How to hide content from DataLad

You have progressed quite far in the DataLad-101 course, and by now, you have gotten a good overview on the basics and not-so-basic-anymores of DataLad. You know how to add, modify, and save files, even completely reproducibly, and how to share your work with others.

By now, the datalad save command is probably the most often used command in this dataset. This means that you have seen some of its peculiarities. The most striking was that it by default will save the complete datasets status if one does not provide a path to a file change. This would result in all content that is either modified or untracked being saved in a single commit. You know already that this is the reason why a datalad run requires a clean dataset: The final datalad save after datalad run should only save changes that can be attributed to the command that was run, and not changes that existed already but were yet unsaved.

In principle, a general recommendation may be to keep your DataLad dataset clean. This assists a structured way of working and prevents clutter, and it also nicely records provenance inside your dataset. If you have content in your dataset that has been untracked for 9 months it will be hard to remember where this content came from, whether it is relevant, and if it is relevant, for what. Adding content to your dataset will thus usually not do harm – certainly not for your dataset.

However, there may be valid reasons to keep content out of DataLad’s version control and tracking. Maybe you hide your secret my-little-pony-themesongs/ collection within Deathmetal/ and do not want a record of this in your history or the directory being shared together with the rest of the dataset. Who knows? We would not judge in any way. In principle, you already know a few tricks on how to be “messy” and have untracked files. For datalad save, you know that precise file paths allow you to save only those modifications you want to change. For datalad run you know that one can specify the --explicit option to only save those modifications that are specified in the --output argument.

But there are two ways to leave untracked content unaffected by a datalad save. One is an option within datalad save itself:

$ datalad save -m "my commit message here" -u/--updated

will only save dataset modifications to previously tracked paths. If my-little-pony-themesongs/ is not yet tracked, a datalad save -u will leave it untouched, and its existence or content is not written to the history of your dataset.

A second way of hiding content from DataLad is a .gitignore file. As the name suggests, it is a Git related solution, but it works just as well for DataLad.

A .gitignore file is a file that specifies which files should be ignored by the version control tool. To use a .gitignore file, simply create a file with this name in the root of your dataset (be mindful: remember the leading .!). You can use one of thousands of publicly shared examples, or create your own one.

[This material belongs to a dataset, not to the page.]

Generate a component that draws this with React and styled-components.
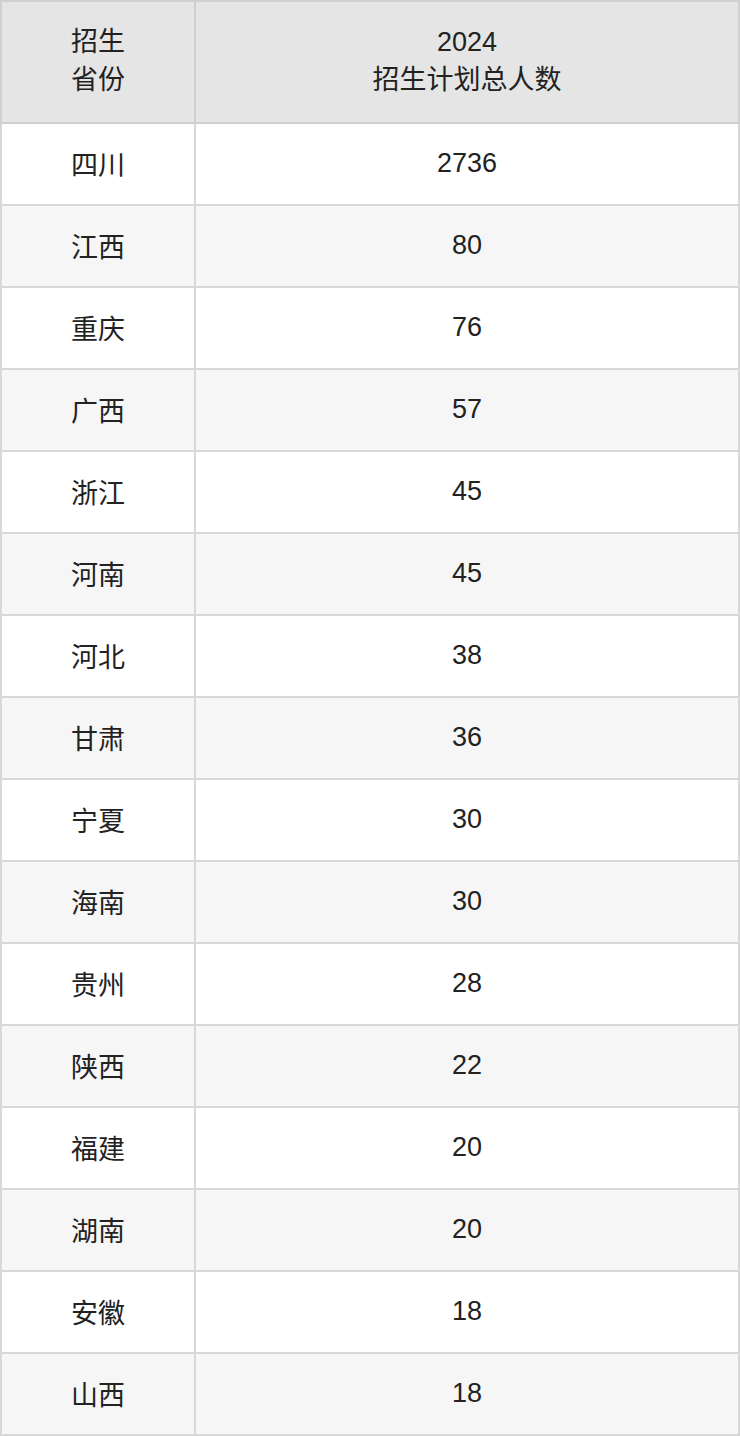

To specify dataset content to be git-ignored, you can either write a full file name, e.g. playlists/my-little-pony-themesongs/Friendship-is-magic.mp3 into this file, or paths or patterns that make use of globbing, such as playlists/my-little-pony-themesongs/*. Afterwards, you just need to save the file once to your dataset so that it is version controlled. If you have new content you do not want to track, you can add new paths or patterns to the file, and save these modifications.

Let’s try this with a very basic example: Let’s git-ignore all content in a tmp/ directory in the DataLad-101 dataset:

$ cat << EOT > .gitignore

$ datalad status
untracked: .gitignore (file)
$ datalad save -m "add something to ignore" .gitignore
add(ok): .gitignore (file)
save(ok): . (dataset)
action summary:
  add (ok: 1)
  save (ok: 1)

This .gitignore file is very minimalistic, but its sufficient to show how it works. If you now create a tmp/ directory, all of its contents would be ignored by your datasets version control. Let’s do so, and add a file into it that we do not (yet?) want to save to the dataset’s history.

$ mkdir tmp
$ echo "this is just noise" > tmp/a_random_ignored_file
$ datalad status

As expected, the file does not show up as untracked – it is being ignored! Therefore, a .gitignore file can give you a space inside of your dataset to be messy, if you want to be.


Note one caveat: If a command creates an output that is git-ignored, (e.g. anything inside of tmp/ in our dataset), a subsequent command that requires it as an undisclosed input will only succeed if both commands a ran in succession. The second command will fail if re-ran on its own, however.